I use the formula below for inverse tangent function:
$$\tan^{-1}(z)= \frac {i} 2 \log \biggr( \frac {i+z}{i-z} \biggr)$$
I have written
$$\tan^{-1}(1+i)= \frac {i} 2 \log \biggr( \frac {i+1+i}{i-1-i} \biggr)= \frac {i} 2 \log (-2i-1)$$
The answer is $n\pi i , n\in \mathbb Z$ but I don’t know or I cannot see what is the argument of $-2i-1$
I know it is basic question but I couldn’t see how can I do
Thanks for helps
On
The number $-1-2i$ is in the third quadrant, so its argument, taken in $[0,2\pi)$, is $$ \theta=\pi+\arctan\frac{-2}{-1}=\pi+\arctan2 $$ (it would be wrong to say that the argument is $\arctan2$).

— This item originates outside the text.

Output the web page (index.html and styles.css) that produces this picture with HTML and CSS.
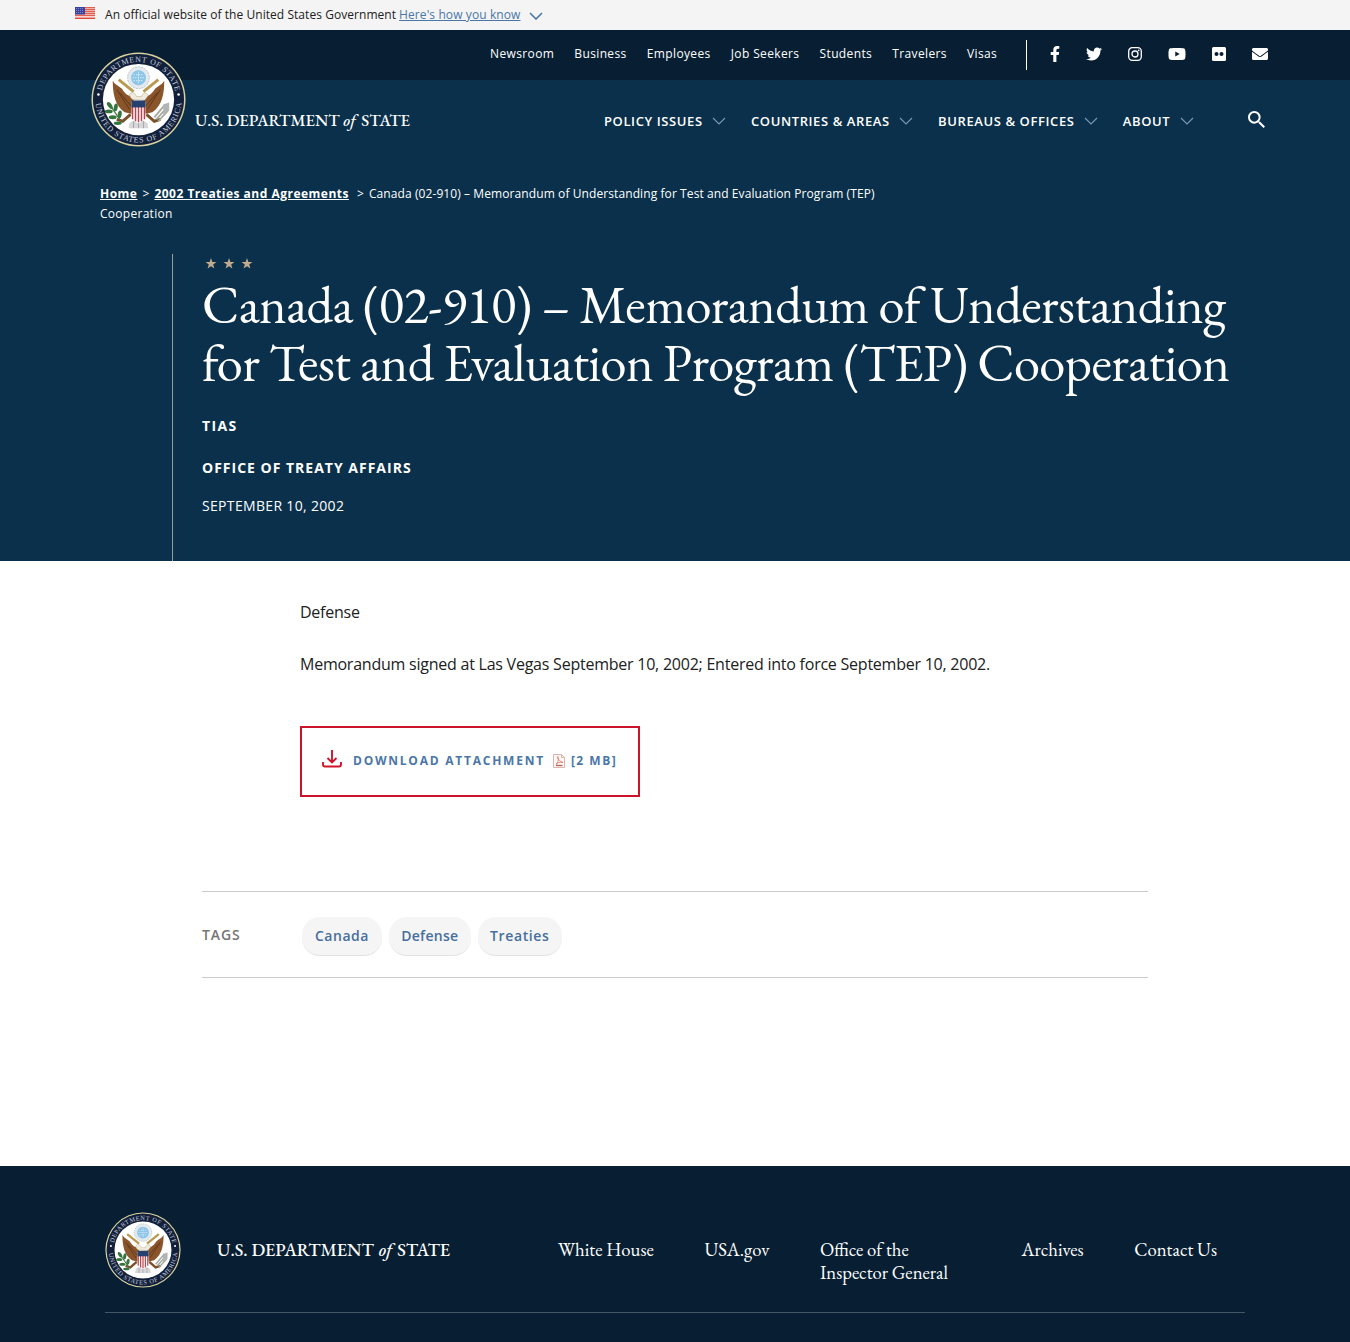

Thus $$ -1-2i=\sqrt{5}e^{i\theta} $$ and its logarithms are $$ \frac{1}{2}\log5+i\theta+2k\pi i $$ and therefore $$ \frac{i}{2}\left(\frac{1}{2}\log5+i\theta+2k\pi i\right)=-\theta-k\pi + \frac{i}{4}\log5= -\frac{\pi}{2}-\frac{1}{2}\arctan2-k\pi + \frac{i}{4}\log5 $$ that can also be written as $$ \frac{\pi}{2}-\frac{1}{2}\arctan2+k\pi+\frac{i}{4}\log5 $$
On
Let $x+iy=\tan^{-1}(1+i)$
$\tan(x+iy)=1+i$
$\dfrac{i\sin(x+iy)}{\cos(x+iy)}=i(1+i)=\dfrac{-1+i}1$
Apply Componendo and dividendo
$$\dfrac{e^{i(x+iy)}}{e^{-i(x+iy)}}=\dfrac{1-1+i}{1-(-1+i)}\iff e^{2i(x+iy)}=\dfrac i{2-i}$$
$$\iff e^{-2y}\cdot e^{i(2x)}=\dfrac{i(2+i)}{2^2+1^2}=\dfrac{-1+2i}5$$
Take modulus, $e^{-2y}=\dfrac{\sqrt{(-1)^2+2^2}}5,-2y=-\dfrac12\ln5, y=?$
$$\implies e^{2ix}=\cos\dfrac{-1}{\sqrt5}+i\sin\dfrac2{\sqrt5}$$
Using atan2, $$2x=2m\pi+\pi+\arctan\dfrac2{-1}=2m\pi+\pi-\arctan2$$ where $m$ is any integer
To calculate the value of $$\log(-2i-1)$$ You can use the formula $$z=re^{i\theta}=x+iy$$ $$\log(z)=\log(r)+i(\theta+2n\pi)=\log\left(\sqrt{x^2+y^2}\right)+i\tan^{-1}(y/x)+2n\pi i$$ In your problem, $$x=-1,y=-2$$ Then $$\log(-2i-1)=\log(\sqrt{5})+i\tan^{-1}(2)+2n\pi i$$ The final answer will then be $$\frac{i}{2}(\log(\sqrt{5})+i\tan^{-1}(2)+2n\pi i)=\frac{\log(5)}{4}i-\frac{\tan^{-1}(2)}{2}-n\pi$$